Deuxièmement, nous avons vu que le développement de l’utilisation des monnaies blockchains est favorable à la concentration et à la professionnalisation des « mineurs », ce phénomène engendrera une arrivée massive des banquiers en tant qu’organes de contrôle de ces monnaies.
Troisièmement, l’arrivée en grande pompe d’une cryptomonnaie a-nationale c’est-à-dire non rattachée à un gouvernement d’État, répond à l’objectif d’habituer les gens à utiliser cette technique de monnaie non rattachée à un État politique.
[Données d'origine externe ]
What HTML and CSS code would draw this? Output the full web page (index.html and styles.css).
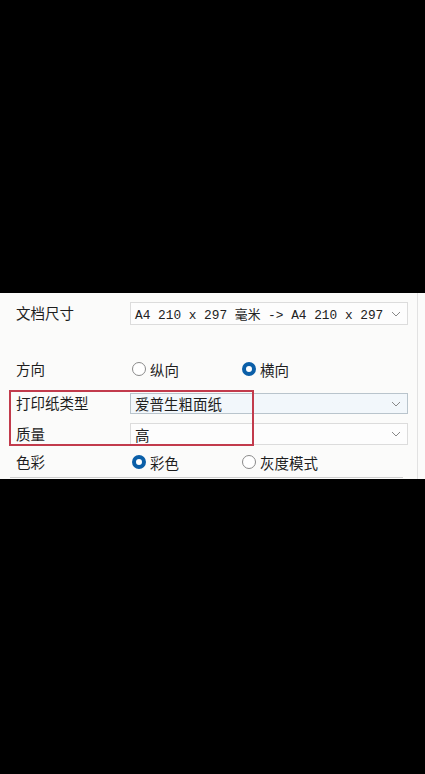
FILE: index.html
```html
<!DOCTYPE html>
<html lang="zh-CN">
<head>
<meta charset="utf-8">
<link rel="stylesheet" href="styles.css">
</head>
<body>
<div class="screen">
  <div class="panel">
    <div class="row r1">
      <div class="label">文档尺寸</div>
      <div class="select mono"><span>A4 210 x 297 毫米 -&gt; A4 210 x 297</span><svg class="chev" viewBox="0 0 10 6"><path d="M1 1 L5 5 L9 1" fill="none" stroke="#888" stroke-width="1"/></svg></div>
    </div>
    <div class="row r2">
      <div class="label">方向</div>
      <div class="radios">
        <div class="radio"><span class="dot"></span><span>纵向</span></div>
        <div class="radio"><span class="dot on"></span><span>横向</span></div>
      </div>
    </div>
    <div class="row r3">
      <div class="label">打印纸类型</div>
      <div class="select focus"><span>爱普生粗面纸</span><svg class="chev" viewBox="0 0 10 6"><path d="M1 1 L5 5 L9 1" fill="none" stroke="#888" stroke-width="1"/></svg></div>
    </div>
    <div class="row r4">
      <div class="label">质量</div>
      <div class="select"><span>高</span><svg class="chev" viewBox="0 0 10 6"><path d="M1 1 L5 5 L9 1" fill="none" stroke="#888" stroke-width="1"/></svg></div>
    </div>
    <div class="row r5">
      <div class="label">色彩</div>
      <div class="radios">
        <div class="radio"><span class="dot on"></span><span>彩色</span></div>
        <div class="radio"><span class="dot"></span><span>灰度模式</span></div>
      </div>
    </div>
    <div class="rule"></div>
    <div class="highlight"></div>
    <div class="vline"></div>
  </div>
</div>
</body>
</html>
```
FILE: styles.css
```css
html, body {
  margin: 0;
  padding: 0;
  background: #000;
}
.screen {
  width: 425px;
  height: 774px;
  background: #000;
  padding-top: 293px;
  box-sizing: border-box;
}
.panel {
  position: relative;
  height: 186px;
  background: #fbfbfa;
  font-family: "Noto Sans CJK SC", "Noto Sans", sans-serif;
  font-size: 14.5px;
  color: #1e1e1e;
  padding-top: 9px;
  box-sizing: border-box;
}
.row {
  display: flex;
  align-items: center;
  padding-left: 16px;
}
.label {
  width: 114px;
  flex: none;
  line-height: 1;
}
.r1 { height: 23px; }
.r2 { height: 22px; margin-top: 33px; }
.r3 { height: 21px; margin-top: 13px; }
.r4 { height: 22px; margin-top: 9px; }
.r5 { height: 20px; margin-top: 7px; }
.select {
  width: 278px;
  height: 100%;
  box-sizing: border-box;
  border: 1px solid #dcdcdc;
  background: #fdfdfd;
  display: flex;
  align-items: center;
  justify-content: space-between;
  padding: 0 6px 0 4px;
  font-size: 14.5px;
}
.select.mono {
  font-family: "Liberation Mono", "Noto Sans CJK SC", monospace;
  font-size: 12.8px;
  color: #222;
}
.select.focus {
  background: #f2f7fb;
  border-color: #b9c4cc;
}
.chev {
  width: 10px;
  height: 6px;
  flex: none;
}
.radios {
  display: flex;
  padding-left: 2px;
}
.radio {
  display: flex;
  align-items: center;
  gap: 4px;
  width: 110px;
}
.dot {
  width: 14px;
  height: 14px;
  box-sizing: border-box;
  border-radius: 50%;
  border: 1px solid #8a8a8a;
  background: #fff;
}
.dot.on {
  border: 4px solid #0b5fa8;
  background: #fff;
}
.rule {
  position: absolute;
  left: 10px;
  right: 22px;
  top: 184px;
  height: 1px;
  background: #cfcfcf;
}
.highlight {
  position: absolute;
  left: 9px;
  top: 97px;
  width: 245px;
  height: 56px;
  box-sizing: border-box;
  border: 2px solid #c23b4c;
}
.vline {
  position: absolute;
  left: 417px;
  top: 0;
  bottom: 0;
  width: 1px;
  background: #e2e2e2;
}
```
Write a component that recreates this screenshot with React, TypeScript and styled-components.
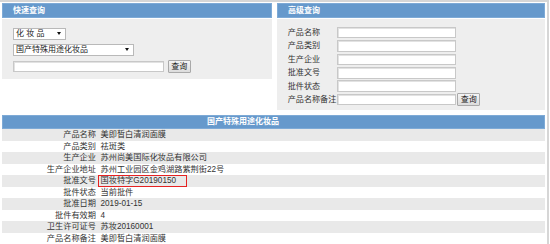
import React from "react";
import styled, { createGlobalStyle } from "styled-components";

const GlobalStyle = createGlobalStyle`
  html, body { margin: 0; padding: 0; background: #fff; }
  body {
    font-family: "Liberation Sans", Arial, "Noto Sans CJK SC", sans-serif;
    font-size: 8.2px;
    color: #333;
  }
  * { box-sizing: border-box; }
`;

const Page = styled.div`
  width: 549px;
  height: 244px;
  overflow: hidden;
  border-top: 2px solid #d6d6d6;
  border-right: 2px solid #d6d6d6;
  padding: 1px 2px 0 2px;
`;

const TopRow = styled.div`
  display: flex;
  gap: 5px;
  align-items: flex-start;
`;

const Panel = styled.section<{ $w: number }>`
  width: ${(p) => p.$w}px;
  display: flex;
  flex-direction: column;
  gap: 1px;
`;

const PanelHead = styled.div`
  height: 15px;
  background: #6699cc;
  border: 1px solid #7eaad6;
  color: #fff;
  font-weight: bold;
  font-size: 8px;
  line-height: 13px;
  padding-left: 10px;
`;

const PanelBody = styled.div<{ $h: number }>`
  height: ${(p) => p.$h}px;
  background: #eeeeee;
`;

const QuickBody = styled(PanelBody)`
  padding: 9px 0 0 11px;
  display: flex;
  flex-direction: column;
  gap: 4.5px;
`;

const SelectBox = styled.div<{ $w: number }>`
  width: ${(p) => p.$w}px;
  height: 11.5px;
  background: #fff;
  border: 1px solid #b9b9b9;
  display: flex;
  align-items: center;
  justify-content: space-between;
  padding: 0 4px 0 2px;
  font-size: 8px;
  color: #222;
  line-height: 1;
`;

const Arrow = styled.span`
  width: 0;
  height: 0;
  border-left: 2px solid transparent;
  border-right: 2px solid transparent;
  border-top: 3px solid #111;
`;

const InputRow = styled.div`
  display: flex;
  align-items: center;
  gap: 4px;
`;

const TextInput = styled.div<{ $w: number }>`
  width: ${(p) => p.$w}px;
  height: 11.6px;
  background: #fff;
  border: 1px solid #c8c8c8;
  box-shadow: inset 1px 1px 0 #e2e2e2;
`;

const Button = styled.button`
  width: 23.5px;
  height: 13px;
  padding: 0;
  font-family: inherit;
  font-size: 8px;
  color: #222;
  background: linear-gradient(#f4f4f4, #dcdcdc);
  border: 1px solid #a9a9a9;
  border-radius: 1px;
  line-height: 1;
`;

const AdvBody = styled(PanelBody)`
  padding: 7px 0 0 10.7px;
  display: grid;
  grid-template-columns: 48.3px auto auto;
  grid-auto-rows: 13.4px;
  justify-content: start;
  align-items: center;
  column-gap: 1px;
`;

const AdvLabel = styled.div`
  font-size: 8.1px;
  color: #333;
  white-space: nowrap;
  line-height: 11.5px;
  grid-column: 1;
`;

const AdvInput = styled(TextInput)`
  grid-column: 2;
`;

const AdvButton = styled(Button)`
  grid-column: 3;
`;

const Table = styled.div`
  margin-top: 5px;
  width: 543px;
`;

const TableHead = styled.div`
  height: 14px;
  background: #6699cc;
  border: 1px solid #7eaad6;
  color: #fff;
  font-weight: bold;
  font-size: 8px;
  line-height: 12px;
  text-align: center;
  padding-right: 61px;
`;

const Row = styled.div<{ $odd: boolean }>`
  height: 11.5px;
  display: flex;
  align-items: center;
  background: ${(p) => (p.$odd ? "#e9e9e9" : "#ffffff")};
  line-height: 11.5px;
`;

const Label = styled.div`
  width: 95px;
  text-align: right;
  padding-right: 1px;
  color: #333;
  white-space: nowrap;
`;

const Value = styled.div`
  padding-left: 3.5px;
  color: #333;
  white-space: nowrap;
  display: flex;
  align-items: center;
`;

const Highlight = styled.span`
  display: inline-block;
  margin-left: -3px;
  height: 12px;
  line-height: 9.5px;
  padding: 0 10px 0 2px;
  border: 1.5px solid #e52222;
  margin-top: 1px;
`;

const advFields = ["产品名称", "产品类别", "生产企业", "批准文号", "批件状态"];

const rows: { label: string; value: string; mark?: boolean }[] = [
  { label: "产品名称", value: "美即皙白清润面膜" },
  { label: "产品类别", value: "祛斑类" },
  { label: "生产企业", value: "苏州尚美国际化妆品有限公司" },
  { label: "生产企业地址", value: "苏州工业园区金鸡湖路紫荆街22号" },
  { label: "批准文号", value: "国妆特字G20190150", mark: true },
  { label: "批件状态", value: "当前批件" },
  { label: "批准日期", value: "2019-01-15" },
  { label: "批件有效期", value: "4" },
  { label: "卫生许可证号", value: "苏妆20160001" },
  { label: "产品名称备注", value: "美即皙白清润面膜" },
];

export default function App() {
  return (
    <>
      <GlobalStyle />
      <Page>
        <TopRow>
          <Panel $w={270}>
            <PanelHead>快速查询</PanelHead>
            <QuickBody $h={60}>
              <SelectBox $w={52.5}>
                <span>化 妆 品</span>
                <Arrow />
              </SelectBox>
              <SelectBox $w={121}>
                <span>国产特殊用途化妆品</span>
                <Arrow />
              </SelectBox>
              <InputRow>
                <TextInput $w={150.5} />
                <Button>查询</Button>
              </InputRow>
            </QuickBody>
          </Panel>
          <Panel $w={268}>
            <PanelHead>高级查询</PanelHead>
            <AdvBody $h={91}>
              {advFields.map((f) => (
                <React.Fragment key={f}>
                  <AdvLabel>{f}</AdvLabel>
                  <AdvInput $w={119} />
                </React.Fragment>
              ))}
              <AdvLabel>产品名称备注</AdvLabel>
              <AdvInput $w={119} />
              <AdvButton>查询</AdvButton>
            </AdvBody>
          </Panel>
        </TopRow>
        <Table>
          <TableHead>国产特殊用途化妆品</TableHead>
          {rows.map((r, i) => (
            <Row key={r.label} $odd={i % 2 === 0}>
              <Label>{r.label}</Label>
              <Value>
                {r.mark ? <Highlight>{r.value}</Highlight> : r.value}
              </Value>
            </Row>
          ))}
        </Table>
      </Page>
    </>
  );
}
Il sera ainsi plus aisé d’imposer ce type de monnaie en tant que monnaie mondiale.
En résumé, les grandes stratégies bancaires à l’œuvre actuellement ont toutes pour objectif de supprimer définitivement la participation d’organes politiques, quels qu’ils soient, dans la gestion et le contrôle monétaire. Les grands banquiers tendent, avec l’avènement des cryptomonnaies, un piège mortel aux hommes politiques : le piège de l’encerclement, deuxième stratagème des « 36 stratagèmes » de l’art de la guerre chinois.
Le seul moyen pour des dirigeants politiques de reprendre le contrôle de leur monnaie et donc, par voie de conséquence, de leur État est de prendre acte du fait que l’actuelle situation monétaire leur échappe ; quelle que soit par ailleurs la pertinence, de court terme, de telle ou telle mesure conjoncturelle tendant à réglementer les monnaies blockchains. Des dirigeants politiques sages devraient édicter des règles monétaires nouvelles qui excluront, pour l’avenir, les banquiers accapareurs de la gestion monétaire. La première de ces règles serait de replacer la monnaie dans un contexte institutionnel et de lui rendre la place de service public qu’elle n’aurait jamais dû perdre au profit de celle de marchandise.